According to court testimony, Steffens and Caleb Cassidy, now 17, had a fight in eighth grade and bad blood existed between the two. Last summer, Steffens met Elliott and became afraid of him because he was a close friend of Cassidy, according to testimony.

Cynthia Steffens, the mother of Christian, testified that her son had been terrified of a gang-like group in Dana Point since the eighth grade. She testified that twice her son’s bedroom windows were shot out, and once he was assaulted and beaten by young toughs. She said her son was continually hounded, she believes, because he refused to associate with a skinhead group in Dana Point.

Ironically, young enemies of Christian Steffens believed that he was a gang member himself. Some teen-agers testified that he had bragged about being with a San Diego gang called the Death Wish Gang. But Deputy Public Defender Marri Derby argued that Steffens made up such claims to cover up his fears.

Testimony during the hearing about alleged gangs never proved that these gangs existed or that they had any role in the fatal shooting. But the testimony by the teen-agers clearly show that they believe that gang-like groups exist in the coastal area.

Elliott, according to court testimony, was thought by some of his youthful associates to have ties with a skinhead group in the Dana Point area. For instance, Scott Andrew, 19, who attended Serra Continuation High School with Elliott, testified: “Rob did hang out with skinheads.”

The pivotal event leading up to the fatal shooting was the breaking out of a window of Elliott’s parked pickup truck three weeks earlier. Elliott believed that Steffens had committed the vandalism. And one teen-aged witness testified that Steffens had privately admitted to him that he had broken out the window with a baseball bat.

On Sept. 5, Elliott and Steffens met on the Strand. Elliott accused Steffens of breaking the window and asked for payment, according to court testimony. Words were exchanged. Steffens, according to the testimony, threw the first punch, then fled.


The next day, a Thursday, classes opened at Dana Hills High, where Steffens was a junior. A teacher testified that two non-students, whom she could not identify, tried to hunt Steffens down while he was in her class that day. One of the young men yelled into the classroom, “Chris, we know you’re in there. We’re going to get you.”

The teacher, Christa Jurgensen, said Steffens was “scared” and hid in the corner until the young men left.

According to a 21-year-old former neighbor of Steffens, Steffens went to school on Friday, Sept. 7, carrying a loaded pistol loaned by another young friend. Steffens, according to the testimony, was carrying the pistol because he was “afraid for his life and his family.”

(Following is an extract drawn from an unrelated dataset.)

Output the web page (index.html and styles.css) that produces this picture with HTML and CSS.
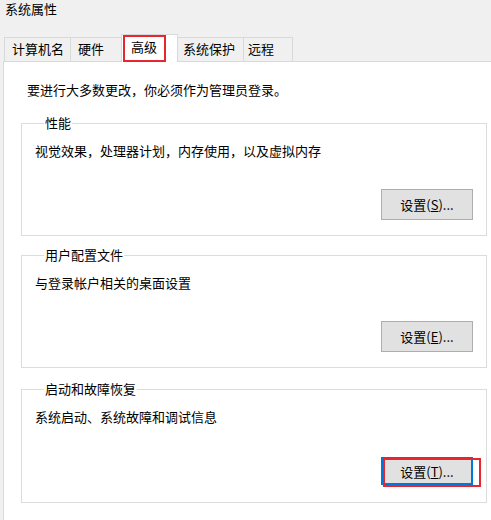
FILE: index.html
```html
<!DOCTYPE html>
<html lang="zh-CN">
<head>
<meta charset="utf-8">
<title>系统属性</title>
<link rel="stylesheet" href="styles.css">
</head>
<body>
<div class="window">
  <div class="title">系统属性</div>
  <div class="tabs">
    <div class="tab tab-name">计算机名</div>
    <div class="tab tab-hw">硬件</div>
    <div class="tab tab-adv selected">高级<span class="mark mark-tab"></span></div>
    <div class="tab tab-prot">系统保护</div>
    <div class="tab tab-remote">远程</div>
  </div>
  <div class="panel">
    <p class="intro">要进行大多数更改，你必须作为管理员登录。</p>

    <fieldset class="group">
      <legend>性能</legend>
      <p class="desc">视觉效果，处理器计划，内存使用，以及虚拟内存</p>
      <div class="actions"><button class="btn">设置(<u>S</u>)...</button></div>
    </fieldset>

    <fieldset class="group group-profile">
      <legend>用户配置文件</legend>
      <p class="desc">与登录帐户相关的桌面设置</p>
      <div class="actions"><button class="btn">设置(<u>E</u>)...</button></div>
    </fieldset>

    <fieldset class="group group-startup">
      <legend>启动和故障恢复</legend>
      <p class="desc">系统启动、系统故障和调试信息</p>
      <div class="actions"><button class="btn focused">设置(<u>T</u>)...<span class="mark mark-btn"></span></button></div>
    </fieldset>
  </div>
</div>
</body>
</html>
```

FILE: styles.css
```css
html, body {
  margin: 0;
  padding: 0;
}
body {
  width: 491px;
  height: 520px;
  overflow: hidden;
  background: #f0f0f0;
  font-family: "Noto Sans CJK SC", "Microsoft YaHei", sans-serif;
  font-size: 13px;
  color: #000;
}
.window {
  display: flex;
  flex-direction: column;
  height: 520px;
}
.title {
  height: 34px;
  box-sizing: border-box;
  padding: 1px 0 0 5px;
  line-height: 16px;
}
.tabs {
  display: flex;
  align-items: flex-end;
  height: 27px;
  padding-left: 4px;
}
.tab {
  position: relative;
  box-sizing: border-box;
  height: 24px;
  line-height: 22px;
  border: 1px solid #d9d9d9;
  border-bottom: none;
  background: #f0f0f0;
  padding-left: 7px;
  white-space: nowrap;
}
.tab + .tab { margin-left: -1px; }
.tab-name { width: 67px; }
.tab-hw { width: 52px; }
.tab-adv { width: 57px; padding-left: 9px; }
.tab-prot { width: 67px; padding-left: 5px; }
.tab-remote { width: 50px; padding-left: 4px; }
.tab.selected {
  z-index: 2;
  height: 28px;
  margin-bottom: -1px;
  line-height: 24px;
  background: #fff;
}
.mark {
  position: absolute;
  box-sizing: border-box;
  border: 2px solid #e8262d;
  pointer-events: none;
}
.mark-tab {
  left: 1px;
  top: 0;
  width: 43px;
  height: 27px;
}
.panel {
  position: relative;
  z-index: 1;
  flex: 1;
  min-height: 0;
  margin-left: 3px;
  margin-right: -20px;
  background: #fff;
  border: 1px solid #d9d9d9;
  border-bottom: none;
  padding: 20px 0 0 17px;
  box-sizing: border-box;
}
.intro {
  margin: 0 0 18px 6px;
  line-height: 16px;
}
.group {
  width: 466px;
  box-sizing: border-box;
  margin: 0;
  padding: 13px 13px 15px 13px;
  border: 1px solid #dcdcdc;
  min-width: 0;
}
.group legend {
  margin-left: 9px;
  padding: 0 1px;
  line-height: 14px;
}
.group-profile { margin-top: 12px; }
.group-startup { margin-top: 14px; padding-bottom: 17px; }
.desc {
  margin: 0;
  line-height: 16px;
}
.actions {
  display: flex;
  justify-content: flex-end;
  margin-top: 30px;
}
.group-startup .actions { margin-top: 32px; }
.btn {
  position: relative;
  box-sizing: border-box;
  width: 92px;
  height: 31px;
  padding: 0;
  background: #e1e1e1;
  border: 1px solid #adadad;
  border-radius: 0;
  font-family: inherit;
  font-size: 13px;
  color: #000;
}
.btn u { text-decoration: underline; }
.btn.focused {
  height: 28px;
  border: 2px solid #0078d7;
}
.mark-btn {
  left: 0;
  top: -1px;
  width: 98px;
  height: 29px;
}
```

On Saturday, Sept. 8, Elliott went to the Strand with a friend, Jeff Dash, 20. Dash testified that Steffens was on the beach, wearing a cowboy hat and brandishing a pistol. Dash said Steffens told Elliott, “I’m going to (expletive) kill you.” A few minutes later, Steffens started walking away, and Elliott followed behind him, according to Dash and another witness. Then Steffens turned and fired the fatal shot, the two witnesses said.

Deputy Dist. Atty. Bernadette Cemore has argued that Steffens was not acting in self-defense and that he, in fact, was the aggressor in both the Sept. 5 fistfight with Elliott and the Sept. 8 fatal shooting.

In contrast, Derby, who is Steffens’ lawyer, has contended that Steffens was a “tormented” adolescent, living in fear for his life.